5 out of 5 stars A MASTERPIECE SHOULD BE SEEN & EXPERIENCED BY ALL -GENIUS   December 4, 1999
 18 out of 23 found this review helpful

It is apt that the title of the book does not include the names of the other three plays, because 'No Exit' alone is a feast. As such I am embarking on an exciting journey to stage this play in London. I am an actor, and I performed this play whilst studying drama at University with 2 American students, way back in 1982. It is a play about life. For me the overriding message is that he wants to shock his audience out of their complacency. We don't have to perpetuate hell here on earth we can control our own destiny and make a difference. As a result we should learn to love the characters by the end of the play, because they are us. The play is a black comedy/thriller. It's simply stunning. Read It!

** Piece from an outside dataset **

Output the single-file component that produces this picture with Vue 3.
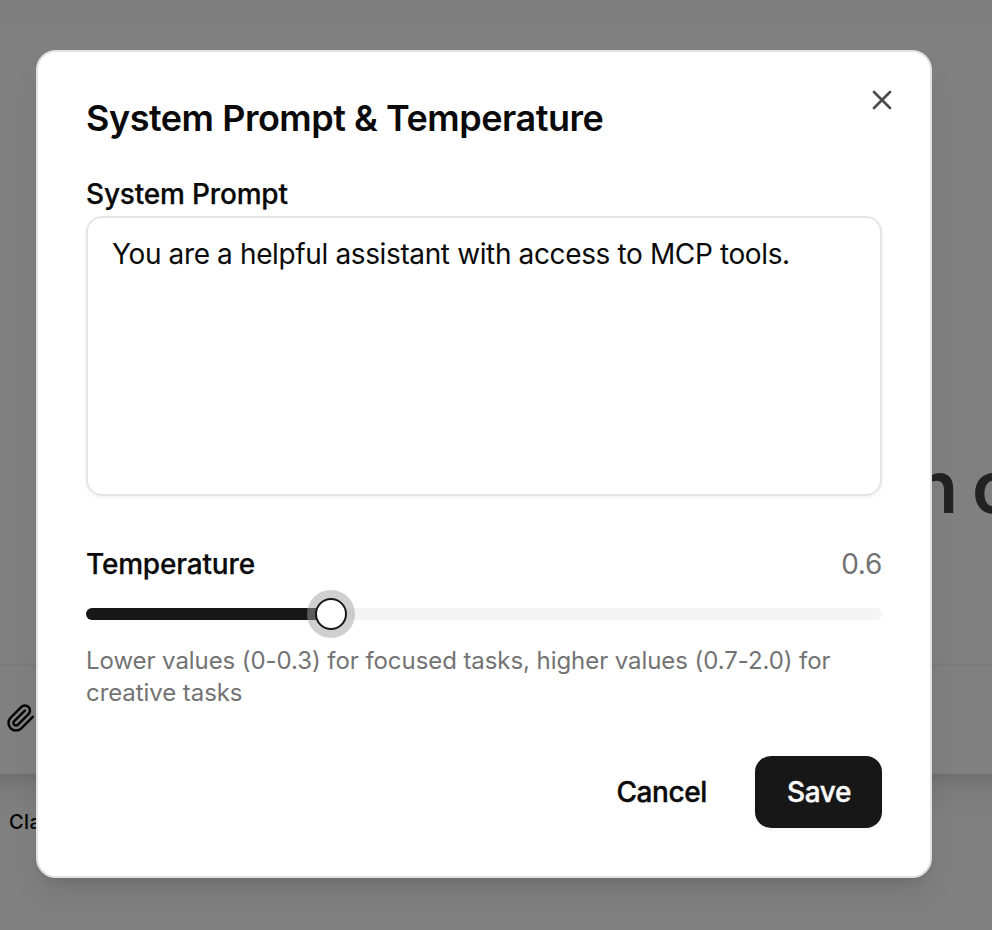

5 out of 5 stars Respectful?   September 21, 2000
 12 out of 17 found this review helpful

I have just picked up Sartre's No Exit and Three Other Plays and already I am fascinated. I had heard that his play, "The Respectful Prostitute" was a strong criticism of American racism and wanted to check it out. Skipping to the very end of the book and reading this play first, I came away with feelings of anger, and praise. Anger because I am an African-American and was hurt by its realism, but I also praise the work for its scathing, although subtle and multi-layered (sophisticated) critique of American racism. Textually, the work was extremely easy to read. Embedded in this "easy" text however is some of the most thought provoking material ranging from classical notions solitude and isolation to gender issues that should keep the feminist talking for years to come. For me, the most interesting and thought provoking portion of the text deals with the homoeroticism (not to be confused with "homosexualism") that has always been the singular preoccupation in the white male mind with respect to the black male body. The dramatic utilization and subtle working of this topic would have made Freud proud, and Dr. Francis Welsing say, "I told you so!" A must read for anyone interested in portrayals of American racism in the French imagination or just excellent dramatic work.